What to Bundle and What to Keep Separate

Bundle these (recurring, predictable scope):

  • Mowing + edging + trimming + blowing
  • Fertilization programs (4-8 applications/year)
  • Weed control (pre-emergent + post-emergent)
  • Basic seasonal adjustments (mowing height changes, frequency changes)

Keep separate (variable scope, project-based):

  • Mulch installation (material cost varies significantly by volume)
  • Sod or turf replacement
  • Tree/shrub work
  • Landscape design or hardscape
  • Overgrowth reclamation (first-visit resets)
  • Storm cleanup

The rule: bundle services where your cost is predictable and your margin is consistent. Keep project work separate where material costs, time estimates, or scope can vary significantly.

How to Present Bundles

Name the packages, not the services. "Complete Lawn Care Program" sounds like a solution. "Mowing + edging + 4x fertilization + 3x weed control" sounds like a parts list.

Lead with the middle tier. Present it first or highlight it visually. Behavioral research on choice architecture consistently shows people gravitate toward the middle option when presented with three. The middle tier should be your most profitable offering.

Show the savings. If the Complete bundle saves 12% versus buying services individually, say so. "Save $280/year compared to individual services" is concrete and motivating.

Use annual pricing divided by 12. Monthly billing on an annual program smooths cash flow for both parties and reduces the sticker shock of seeing a $3,200 annual number.

The Upsell Path

Bundles create natural upsell opportunities at specific moments:

Trigger Upsell
Spring startup "Your lawn would benefit from aeration this year — I can add it to your program for $X"
Mid-season quality check "I noticed some weed pressure in the back — want me to add a treatment?"
Fall transition "Overseeding now would fill in those thin spots before winter. $X added to your October invoice."
Contract renewal "Upgrading to Complete adds edging and fertilization for $X more per month"
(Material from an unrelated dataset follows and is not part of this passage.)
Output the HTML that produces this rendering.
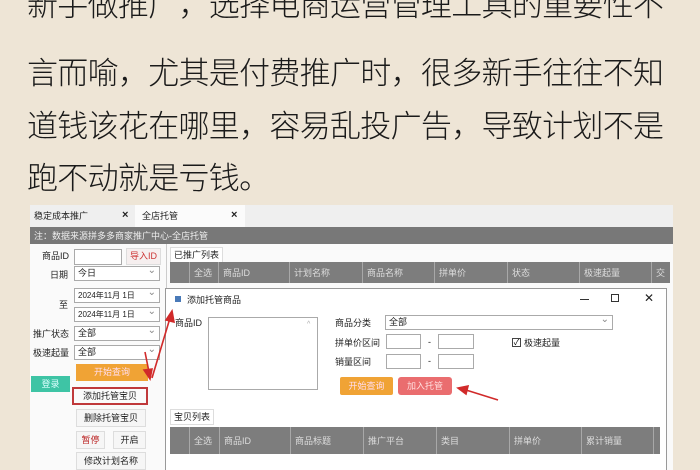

The key: upsells feel natural when they're timed to what the customer can see on their own lawn. They feel pushy when they come out of nowhere.

Monthly Billing Math for Bundles

Convert annual service value to monthly billing:

(Total annual service value – bundle discount) / 12 = monthly rate

Example for a Complete package:

  • 32 mowing visits × $50 = $1,600
  • 32 edging additions × $12 = $384
  • 4 fertilization apps × $75 = $300
  • Subtotal: $2,284
  • Bundle discount (10%): -$228
  • Annual program price: $2,056
  • Monthly rate: $171

Bill monthly via autopay. Include terms for weather skips and service count reconciliation at season end. See Seasonal Pricing Adjustments for handling the off-season billing question.

Frequently Asked Questions

Should I offer a discount for annual prepayment? Yes — 5-8% for full annual prepay is standard. It reduces your collection risk and improves cash flow. Frame it as a reward, not a discount: "Prepay and save $X."

What if a customer only wants one service from a bundle? Sell it à la carte at the individual service price. The bundle discount only applies to the bundle. This reinforces the value of the package.

How do I transition existing mowing-only customers to bundles? At contract renewal or season start, present the tier options. Frame the current service as "Essential" and show what Complete adds. Most operators convert 15-25% of mowing-only customers to a higher tier when they present it clearly.